Be task-oriented and eager to show fast progress; this is important for your image and your growth in the company.

If you are an "Analytical" type, that is excellent, meaning you chose the right profession. However, you'll need to improve your "DRIVER" side in fast-paced industries.

You'll find excellent courses around the web about efficiency and time management, and many great books can also be found on this topic.

That said, don't sacrifice the quality of your work to achieve better progress.

Learn the fine art of asking questions.

As a newbie, you'll have many questions and need to ask people around to get answers.

As a "Buddy," I didn't have all the answers, and many times, I was trying to teach how to ask questions instead of providing answers.

I'm leaving Soft Skills and Persuasion Skills aside as entire books can be written on these crucial qualities; let's concentrate on the technicalities.

The What?

The first thing you need before asking a question is to get minimal knowledge about the situation, so you can formulate a well-defined question and explain it to the person you are asking.

The Who?

The second thing you need to know is who is the best person to ask; feel free to ask around for the domain expert or point of contact for specific areas, topics, or work items.

The How?

Some questions are better asked in a quick visit to the cubic, others can be asked on WhatsApp or Teams, and some are for an email. How to ask usually depends on the level of details, the urgency, and whether you have already met the colleague you wish to ask or not.
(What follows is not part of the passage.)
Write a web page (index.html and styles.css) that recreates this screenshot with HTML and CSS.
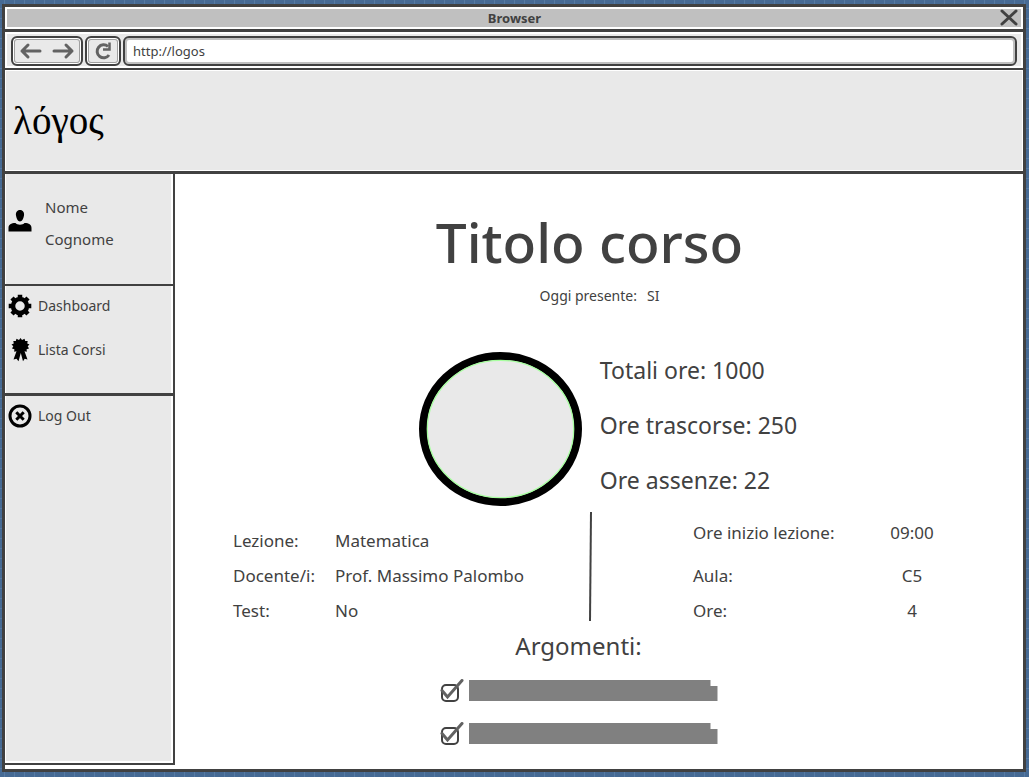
FILE: index.html
```html
<!DOCTYPE html>
<html lang="it">
<head>
<meta charset="utf-8">
<meta name="viewport" content="width=device-width, initial-scale=1">
<title>λόγος</title>
<link rel="stylesheet" href="styles.css">
</head>
<body>
<div class="window">
  <div class="titlebar">
    <span class="titlebar-text">Browser</span>
    <button class="close" type="button" aria-label="Chiudi">
      <svg width="18" height="18" viewBox="0 0 18 18"><path d="M2 2L16 15M16 2L2 15" fill="none" stroke="#414141" stroke-width="3" stroke-linecap="round"/></svg>
    </button>
  </div>
  <div class="toolbar">
    <div class="tool-box">
      <button class="tool" type="button" aria-label="Indietro">
        <svg width="24" height="18" viewBox="0 0 24 18"><path d="M21 9H3M9 3L3 9L9 15" fill="none" stroke="#626262" stroke-width="3" stroke-linecap="round" stroke-linejoin="round"/></svg>
      </button>
      <button class="tool" type="button" aria-label="Avanti">
        <svg width="24" height="18" viewBox="0 0 24 18"><path d="M3 9H21M15 3L21 9L15 15" fill="none" stroke="#626262" stroke-width="3" stroke-linecap="round" stroke-linejoin="round"/></svg>
      </button>
    </div>
    <div class="tool-box">
      <button class="tool" type="button" aria-label="Ricarica">
        <svg width="20" height="20" viewBox="0 0 20 20"><path d="M16 14A6.500 6.500 0 1 1 15 5.500" fill="none" stroke="#626262" stroke-width="3"/><path d="M16.500 1.500V8.500H10" fill="none" stroke="#626262" stroke-width="2.500"/></svg>
      </button>
    </div>
    <input class="address" type="text" value="http://logos" aria-label="Indirizzo">
  </div>
  <header class="site-header"><a class="logo" href="#">λόγος</a></header>
  <div class="page">
    <nav class="sidebar">
      <div class="user">
        <svg width="24" height="24" viewBox="0 0 24 24"><path d="M12 1C15 1 16.500 3.500 16 6.500C15.500 9.500 14 12.500 12 12.500S8.500 9.500 8 6.500C7.500 3.500 9 1 12 1ZM.5 22.500V19C.5 15.500 3 14 7.500 14C9 16.200 15 16.200 16.500 14C21 14 23.500 15.500 23.500 19V22.500Z"/></svg>
        <p class="user-name">Nome<br>Cognome</p>
      </div>
      <div class="links">
        <a class="link" href="#">
          <svg width="24" height="24" viewBox="0 0 24 24"><g fill="none" stroke="#000"><circle cx="12" cy="12" r="7" stroke-width="4.500"/><path d="M12 .7V4M12 20V23.300M.7 12H4M20 12H23.300M4 4L6.500 6.500M17.500 17.500L20 20M4 20L6.500 17.500M17.500 6.500L20 4" stroke-width="4.500"/></g></svg>
          Dashboard
        </a>
        <a class="link" href="#">
          <svg width="24" height="24" viewBox="0 0 24 24"><path d="M12.500 0L14 2L16.500 .8L17.200 3L19.700 3L19.200 5.400L21.500 6.500L19.700 8.300L21 10.500L18.600 11.300L18.800 13.800L16.500 13.300L19.500 21.500L16.700 20.800L15 23.300L12.800 15L10.500 23.300L8.500 20.800L5.500 21.500L8.500 13.300L6.200 13.800L6.400 11.300L4 10.500L5.300 8.300L3.500 6.500L5.800 5.400L5.300 3L7.800 3L8.500 .8L11 2Z"/></svg>
          Lista Corsi
        </a>
      </div>
      <div class="links links-exit">
        <a class="link" href="#">
          <svg width="24" height="24" viewBox="0 0 24 24"><g fill="none" stroke="#000" stroke-width="3"><circle cx="12" cy="12" r="10"/><path d="M8.300 8.300L15.700 15.700M15.700 8.300L8.300 15.700"/></g></svg>
          Log Out
        </a>
      </div>
    </nav>
    <main class="content">
      <h1 class="title">Titolo corso</h1>
      <p class="presence"><span>Oggi presente:</span><span>SI</span></p>
      <section class="summary">
        <svg class="chart" width="163" height="154" viewBox="0 0 163 154" role="img" aria-label="Ore"><ellipse cx="81.500" cy="77" rx="77.500" ry="73" fill="#e9e9e9" stroke="#000" stroke-width="8"/><ellipse cx="81.500" cy="77" rx="73.200" ry="68.700" fill="none" stroke="#a8ffa0" stroke-width="1.300"/></svg>
        <ul class="stats">
          <li>Totali ore: 1000</li>
          <li>Ore trascorse: 250</li>
          <li>Ore assenze: 22</li>
        </ul>
      </section>
      <section class="details">
        <dl class="facts">
          <dt>Lezione:</dt><dd>Matematica</dd>
          <dt>Docente/i:</dt><dd>Prof. Massimo Palombo</dd>
          <dt>Test:</dt><dd>No</dd>
        </dl>
        <svg class="divider" width="6" height="109" viewBox="0 0 6 109"><path d="M4 0L3 109" stroke="#414141" stroke-width="2"/></svg>
        <dl class="facts facts-time">
          <dt>Ore inizio lezione:</dt><dd>09:00</dd>
          <dt>Aula:</dt><dd>C5</dd>
          <dt>Ore:</dt><dd>4</dd>
        </dl>
      </section>
      <section class="topics">
        <h2 class="topics-title">Argomenti:</h2>
        <label class="topic">
          <span class="check"><input class="check-box" type="checkbox" checked aria-label="Argomento 1"><svg class="tick" width="24" height="22" viewBox="0 0 24 22"><path d="M2 11.500L7.500 18L22 1.500" fill="none" stroke="#626262" stroke-width="3" stroke-linecap="round"/></svg></span>
          <span class="bar"></span>
        </label>
        <label class="topic">
          <span class="check"><input class="check-box" type="checkbox" checked aria-label="Argomento 2"><svg class="tick" width="24" height="22" viewBox="0 0 24 22"><path d="M2 11.500L7.500 18L22 1.500" fill="none" stroke="#626262" stroke-width="3" stroke-linecap="round"/></svg></span>
          <span class="bar"></span>
        </label>
      </section>
    </main>
  </div>
</div>
</body>
</html>
```

FILE: styles.css
```css
:root {
  --ink: #414141;
  --panel: #e9e9e9;
}

* {
  box-sizing: border-box;
}

body {
  margin: 0;
  min-height: 100vh;
  display: flex;
  padding: 4px 3px 5px 2px;
  color: var(--ink);
  font-family: "Comic Sans MS", "Noto Sans", sans-serif;
  font-size: 17px;
  background-color: #466a94;
  background-image:
    linear-gradient(90deg, transparent 4px, #567aa3 4px, #567aa3 5px, transparent 5px),
    linear-gradient(transparent 8px, #567aa3 8px, #567aa3 9px, transparent 9px);
  background-size: 10px 10px;
}

p, h1, h2, ul, dl, dd {
  margin: 0;
  padding: 0;
}

h1, h2 {
  font-weight: 400;
}

button {
  padding: 0;
  border: 0;
  background: none;
  font: inherit;
}

svg {
  display: block;
  flex: none;
}

.window {
  flex: 1;
  display: flex;
  flex-direction: column;
  border: 3px solid var(--ink);
  background: #fff;
}

.titlebar {
  display: flex;
  align-items: center;
  height: 25px;
  border-bottom: 3px solid var(--ink);
  background: #c0c0c0;
  box-shadow: inset 0 0 0 2px #fff;
}

.titlebar-text {
  flex: 1;
  padding-left: 24px;
  text-align: center;
  font-size: 13px;
  line-height: 22px;
  font-weight: 700;
}

.close {
  margin-right: 5px;
}

.toolbar {
  display: flex;
  gap: 2px;
  padding: 4px 6px 2px;
  border-bottom: 2px solid var(--ink);
  background: var(--panel);
  box-shadow: inset 0 0 0 2px #fff;
}

.tool-box {
  display: flex;
  align-items: center;
  gap: 8px;
  height: 30px;
  padding: 0 6px;
  border: 2px solid var(--ink);
  border-radius: 6px;
  box-shadow: inset 0 0 0 1px #fff, inset 0 0 0 2px #a0a0a0;
}

.address {
  flex: 1;
  min-width: 0;
  height: 30px;
  padding: 0 8px;
  border: 2px solid var(--ink);
  border-radius: 6px;
  box-shadow: inset 0 0 0 2px #c0c0c0;
  background: #fff;
  color: var(--ink);
  font-family: inherit;
  font-size: 13px;
}

.site-header {
  display: flex;
  align-items: center;
  height: 104px;
  padding: 0 8px;
  border-bottom: 3px solid var(--ink);
  background: var(--panel);
  box-shadow: inset 0 0 0 1px #fff;
}

.logo {
  color: #000;
  font-family: "Liberation Serif", serif;
  font-size: 39px;
  line-height: 40px;
  text-decoration: none;
}

.page {
  flex: 1;
  display: flex;
}

.sidebar {
  flex: none;
  width: 170px;
  margin-bottom: 4px;
  border-right: 2px solid var(--ink);
  border-bottom: 2px solid var(--ink);
  background: var(--panel);
  box-shadow: inset 1px 0 #fff, inset -2px -2px #fff;
}

.user {
  display: flex;
  gap: 13px;
  height: 112px;
  padding: 17px 3px;
  border-bottom: 2px solid var(--ink);
  font-size: 15px;
  line-height: 32px;
}

.user svg {
  margin-top: 18px;
}

.links {
  display: flex;
  flex-direction: column;
  gap: 20px;
  padding: 8px 3px 31px;
  border-bottom: 3px solid var(--ink);
}

.links-exit {
  border-bottom: 0;
}

.link {
  display: flex;
  align-items: center;
  gap: 6px;
  color: inherit;
  font-size: 14px;
  line-height: 24px;
  text-decoration: none;
}

.content {
  flex: 1;
  padding: 30px 19px 24px 0;
}

.title {
  font-size: 55px;
  line-height: 76px;
  font-weight: 500;
  text-align: center;
}

.presence {
  display: flex;
  justify-content: center;
  gap: 10px;
  margin-top: 6px;
  padding-left: 20px;
  font-size: 14px;
  line-height: 20px;
}

.summary {
  display: flex;
  justify-content: center;
  gap: 18px;
  margin-top: 37px;
  padding-left: 37px;
}

.chart {
  margin-top: 9px;
}

.stats {
  list-style: none;
  font-size: 23px;
  line-height: 55px;
}

.details {
  display: flex;
  justify-content: space-between;
  padding: 0 50px 0 58px;
  font-size: 17px;
  line-height: 35px;
}

.facts {
  display: grid;
  grid-template-columns: 102px 1fr;
  flex: 0 0 354px;
  padding-top: 15px;
}

.facts-time {
  grid-template-columns: 1fr 84px;
  flex-basis: 261px;
  padding-top: 7px;
}

.facts-time dd {
  text-align: center;
}

.facts-time dt:first-of-type {
  padding-bottom: 8px;
}

.divider {
  margin: 4px 100px 0 0;
}

.topics {
  display: flex;
  flex-direction: column;
  align-items: center;
  gap: 22px;
  padding-right: 22px;
}

.topics-title {
  margin-bottom: -6px;
  font-size: 24px;
  line-height: 36px;
}

.topic {
  display: flex;
  gap: 5px;
}

.check {
  position: relative;
  width: 24px;
  height: 21px;
}

.check-box {
  appearance: none;
  display: block;
  width: 18px;
  height: 18px;
  margin: 4px 0 0 1px;
  border: 2px solid var(--ink);
  border-radius: 5px;
  background: #fff;
}

.tick {
  position: absolute;
  top: -1px;
  left: 0;
}

.bar {
  width: 249px;
  height: 21px;
  background: #808080;
  clip-path: polygon(0 0, 242px 0, 242px 6px, 100% 6px, 100% 100%, 0 100%);
}
```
You may need to schedule a meeting if you have multiple questions for multiple people.

The Takeaway

You are in the right place at the right time, working with the right people, and you should have all the motivation to start.

“You don’t have to be great to start, but you have to start to be great.” — Zig Ziglar

For long-term career advancement and growth, focus on your soft skills more than hard ones.

This interesting research by the Carnegie Foundation concluded that 85% of job success comes from having well-developed soft and people skills, and only 15% comes from technical skills and knowledge (hard skills).